In the last 10 to 15 years, dietary vitamin and trace-mineral additions have grown increasingly important to your pigs because of changes in feeding, housing and management systems.

According to Kansas State University’s swine nutrition guide, some key changes include:

Increased confinement production has denied swine access to soils and grazing crops, which provide vitamins and minerals.

Increased use of slatted floors has prevented recycling of feces, which may be high in B vitamins and vitamin K. These are synthesized by microorganisms in the large intestine.

Reduced use of multiple protein sources in diets. If multiple protein sources are used, they often complement each other in providing the hogs’ vitamin and mineral needs.

Reduced daily feed intake during gestation. Dietary vitamin and mineral concentrations must be increased as daily feed intake is decreased. With the trend of moving sows from outside lots into environmentally controlled buildings, maintenance demands and feeding levels will be lower.
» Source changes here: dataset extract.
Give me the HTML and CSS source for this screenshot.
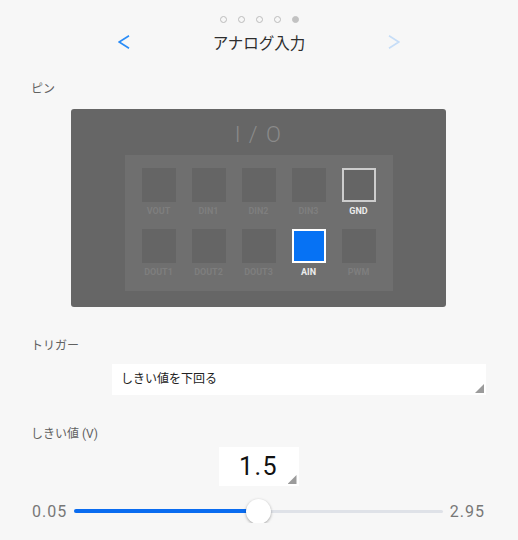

Therefore, to prevent shortages with decreased feed intake, vitamin and

mineral requirements should be expressed on an amount-per-day basis rather than as percentages.

Weaning pigs earlier. There is increasing pressure to wean pigs younger. As weaning age decreases, quality of the diet, with respect to all nutrients, becomes more critical.

Bioavailability of nutrients in heat-dried grains and feed ingredients appears to vary widely. Inhibitors and molds in feed may result in reduced absorption, thereby increasing requirements for certain vitamins.